Plaintiff contends that Defendant is precluded from arguing that it did not violate the Fair Housing Act, because the Court of Common Pleas concluded that it did. (Doc. 18 at 11–12). The Court of Common Pleas made the following conclusions of law.
14. Finally, it should be noted that it is a violation of the FHAA to refuse to make reasonable accommodations in rules, policies, and practices or services when such accommodations may be necessary to afford a person equal opportunity to use and enjoy a dwelling. 42 U.S.C.A. §3604. 15. Subsection (f)(1)(B) specifically states “it shall be unlawful to discriminate in the sale or rental, or to otherwise make unavailable or deny, a dwelling to any buyer or renter because of a handicap of a person residing in or intending to reside in that dwelling after it is so sold, rented, or made available. 42 U.S.C.A. §3601(f)(1)(B). 16. A reasonable accommodation in this case would be to allow the individuals residing at the property to have separate leases, which is currently not allowed under the Ordinance. 17. The individuals who will reside at the property are entitled to such a reasonable accommodation under the FHAA and to deny such accommodation is a violation of federal law designed to protect some of society’s most vulnerable individuals. (Doc. 18-1 ¶¶14–17).3 Under the doctrine of issue preclusion, or collateral estoppel, “once an
issue is actually and necessarily determined by a court of competent jurisdiction, that determination is conclusive in subsequent suits based on a different cause of action involving a party to the prior litigation.” Montana v.
United States, 440 U.S. 147, 153 (1979). “Federal courts must ‘give the same preclusive effect to state court judgments that those judgements would be given in the courts of the State from which the judgments emerged.’” Allegheny Int’l, Inc. v.
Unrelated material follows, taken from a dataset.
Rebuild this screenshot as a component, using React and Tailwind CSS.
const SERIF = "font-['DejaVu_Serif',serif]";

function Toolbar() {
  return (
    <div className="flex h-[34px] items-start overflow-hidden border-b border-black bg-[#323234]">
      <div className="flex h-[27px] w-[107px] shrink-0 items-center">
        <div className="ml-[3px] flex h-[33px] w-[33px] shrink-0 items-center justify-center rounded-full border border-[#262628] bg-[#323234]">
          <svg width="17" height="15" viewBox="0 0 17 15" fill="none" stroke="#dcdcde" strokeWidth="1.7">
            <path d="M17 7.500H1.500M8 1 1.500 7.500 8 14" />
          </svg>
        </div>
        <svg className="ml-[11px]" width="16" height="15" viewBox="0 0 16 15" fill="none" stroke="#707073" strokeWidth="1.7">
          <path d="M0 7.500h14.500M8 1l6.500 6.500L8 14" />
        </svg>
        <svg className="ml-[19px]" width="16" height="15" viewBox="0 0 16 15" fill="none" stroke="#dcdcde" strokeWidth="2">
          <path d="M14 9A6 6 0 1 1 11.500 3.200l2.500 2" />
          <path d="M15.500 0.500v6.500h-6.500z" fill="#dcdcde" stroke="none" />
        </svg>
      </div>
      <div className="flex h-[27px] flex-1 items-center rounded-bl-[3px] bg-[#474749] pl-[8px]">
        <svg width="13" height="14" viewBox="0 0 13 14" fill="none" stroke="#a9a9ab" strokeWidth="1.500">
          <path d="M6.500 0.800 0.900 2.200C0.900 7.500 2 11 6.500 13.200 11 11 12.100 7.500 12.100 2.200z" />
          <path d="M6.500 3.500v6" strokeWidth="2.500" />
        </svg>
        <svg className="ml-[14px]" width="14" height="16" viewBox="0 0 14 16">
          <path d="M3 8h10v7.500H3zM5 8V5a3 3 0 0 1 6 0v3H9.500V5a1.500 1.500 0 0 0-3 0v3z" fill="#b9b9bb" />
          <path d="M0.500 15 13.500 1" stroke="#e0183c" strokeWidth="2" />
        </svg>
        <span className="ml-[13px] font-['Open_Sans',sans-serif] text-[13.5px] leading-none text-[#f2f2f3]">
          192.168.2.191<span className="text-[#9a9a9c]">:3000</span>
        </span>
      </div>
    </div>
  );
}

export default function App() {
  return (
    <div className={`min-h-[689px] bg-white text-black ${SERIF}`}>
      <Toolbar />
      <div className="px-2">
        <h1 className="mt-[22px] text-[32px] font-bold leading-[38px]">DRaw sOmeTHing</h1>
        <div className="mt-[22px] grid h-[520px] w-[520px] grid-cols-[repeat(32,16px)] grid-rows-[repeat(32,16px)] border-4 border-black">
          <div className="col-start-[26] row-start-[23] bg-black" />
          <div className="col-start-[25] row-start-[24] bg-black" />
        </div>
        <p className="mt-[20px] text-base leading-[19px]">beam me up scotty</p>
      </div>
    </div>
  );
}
Allegheny Ludlum Steel Corp., 40 F.3d 1416, 1429 (3d
Cir. 1994) (quoting Kremer v. Chemical Constr. Corp., 456 U.S. 461, 466 (1982)). “The doctrine of collateral estoppel precludes relitigation of an issue
determined in a previous action if: (1) the issue decided in the prior case is identical to the one presented in the later action; (2) there was a final adjudication on the merits; (3) the party against whom the plea is asserted was a party or in privity with a party in the prior case; (4) the party or person
privy to the party against whom the doctrine is asserted had a full and fair opportunity to litigate the issue in the prior proceeding; and (5) the
3 The Fair Housing Amendments Act (FHAA) was “passed in 1988 to extend the coverage of the FHA to include people with disabilities.” Cmty. Servs., Inc. v. Wind Gap Mun. Auth., 421 F.3d 170, 176 (3d Cir. 2005). determination in the prior proceeding was essential to the judgment.” Off. of Disciplinary Couns. v. Kiesewetter, 889 A.2d 47, 50–51 (Pa. 2005).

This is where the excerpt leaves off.